There are several very good memorials, including a richly carved wall monument to William Barrow (d. 1613). Barrow is shown clad in armour, kneeling at a prayer desk opposite his two wives, both wearing black. Behind Barrow is his son, and behind his wives is his daughter. Beneath the prayer desk are two poignant figures of daughters who died in infancy.

The best memorial in the church is in the Barrow Chapel, where an ornate iron fence encloses a quite remarkable monument to Maurice Barrow (d. 1655). Barrow's white marble effigy is shown reclining in splendour, attended by cherubs blowing trumpets. The resplendent backdrop has the family coat of arms and a pair of funeral urns.

The memorial was begun by Barrow's cousin Maurice Shelton, who inherited the estate after Barrow died childless. Maurice Shelton died before the monument could be completed, so the work was finished by his brother Sir Henry Shelton. The floor tiles were painted by Diacinto Cawcy, a travelling Italian artist.

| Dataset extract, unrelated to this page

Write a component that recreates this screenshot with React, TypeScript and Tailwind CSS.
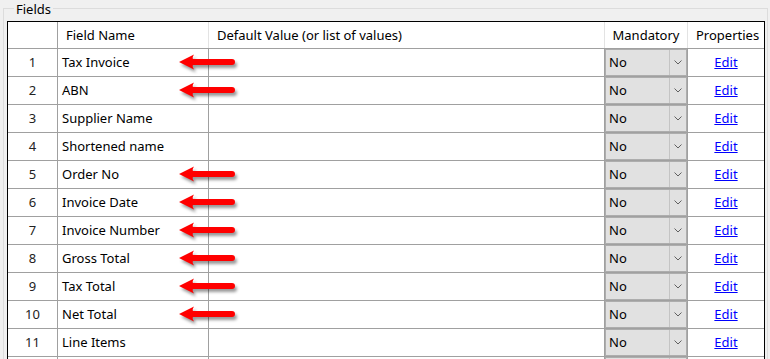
import React from "react";

const rows: { n: number; name: string; arrow: boolean }[] = [
  { n: 1, name: "Tax Invoice", arrow: true },
  { n: 2, name: "ABN", arrow: true },
  { n: 3, name: "Supplier Name", arrow: false },
  { n: 4, name: "Shortened name", arrow: false },
  { n: 5, name: "Order No", arrow: true },
  { n: 6, name: "Invoice Date", arrow: true },
  { n: 7, name: "Invoice Number", arrow: true },
  { n: 8, name: "Gross Total", arrow: true },
  { n: 9, name: "Tax Total", arrow: true },
  { n: 10, name: "Net Total", arrow: true },
  { n: 11, name: "Line Items", arrow: false },
  { n: 12, name: "", arrow: false },
];

function Arrow() {
  return (
    <svg
      className="absolute left-[118px] top-[2px] z-10 pointer-events-none"
      width="64"
      height="26"
      viewBox="0 0 64 26"
      style={{ filter: "drop-shadow(2px 3px 1.5px rgba(0,0,0,0.4))" }}
    >
      <path
        d="M3 11 L18 3.5 Q16 6.5 17 8 L56 8 A3 3 0 0 1 56 14 L17 14 Q16 15.5 18 18.5 Z"
        fill="#ff0000"
      />
    </svg>
  );
}

function Combo({ empty }: { empty?: boolean }) {
  return (
    <div className="flex h-full w-full border border-[#adadad] bg-[#e1e1e1]">
      <div className="flex flex-1 items-center pl-[3px] text-black">{empty ? "" : "No"}</div>
      <div className="flex w-[17px] items-center justify-center border-l border-[#c4c4c4]">
        {!empty && (
          <svg width="8" height="5" viewBox="0 0 8 5">
            <path d="M0.5 0.5 L4 4 L7.5 0.5" fill="none" stroke="#606060" strokeWidth="1" />
          </svg>
        )}
      </div>
    </div>
  );
}

export default function App() {
  return (
    <div className="h-[359px] w-[770px] overflow-hidden bg-[#f0f0f0] font-['Noto_Sans',sans-serif] text-[13px] leading-none text-black">
      <fieldset className="ml-[3px] w-[765px] border border-[#dcdcdc] pl-[3px] pr-[2px] pt-[5px]">
        <legend className="ml-[7px] px-[2px] pt-[2px] text-[13px] leading-[14px]">Fields</legend>
        <div className="w-[758px] border border-black bg-white">
          {/* header */}
          <div className="flex h-[27px] border-b border-[#a0a0a0]">
            <div className="w-[50px] border-r border-[#a0a0a0]" />
            <div className="flex w-[151px] items-center border-r border-[#e3e3e3] pl-[8px]">Field Name</div>
            <div className="flex w-[396px] items-center border-r border-[#e3e3e3] pl-[8px]">
              Default Value (or list of values)
            </div>
            <div className="flex w-[83px] items-center justify-center border-r border-[#e3e3e3]">Mandatory</div>
            <div className="flex w-[76px] items-center pl-[8px]">Properties</div>
          </div>
          {rows.map((r) => {
            const last = r.name === "";
            return (
              <div key={r.n} className="flex h-[28px] border-b border-[#a0a0a0]">
                <div className="flex w-[50px] items-center justify-center border-r border-[#a0a0a0] text-[#222]">
                  {last ? "" : r.n}
                </div>
                <div className="relative flex w-[151px] items-center border-r border-[#a0a0a0] pl-[4px]">
                  {r.name}
                  {r.arrow && <Arrow />}
                </div>
                <div className="w-[396px] border-r border-[#a0a0a0]" />
                <div className="w-[83px] border-r border-[#a0a0a0]">
                  <Combo empty={last} />
                </div>
                <div className="flex w-[76px] items-center justify-center">
                  {!last && (
                    <a href="#" className="text-[#0000ff] underline">
                      Edit
                    </a>
                  )}
                </div>
              </div>
            );
          })}
        </div>
      </fieldset>
    </div>
  );
}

Inside the Barrow Chapel is a plaque to the most famous resident of Westhorpe, Mary Tudor, sister of Henry VIII and Queen of France.

Painted panels on the parclose screen
Painted panels on the parclose screen

A Queenly Presence

In 1514 Henry sent his sister to marry King Louis XII, but the 53-year-old king died just 3 months later. Henry then sent his friend Charles Brandon, Duke of Suffolk, to escort Mary home from France. It was a mistake, for Brandon and Mary Tudor had been firm childhood friends, and now their friendship blossomed into romance. The couple married secretly in France in 1515.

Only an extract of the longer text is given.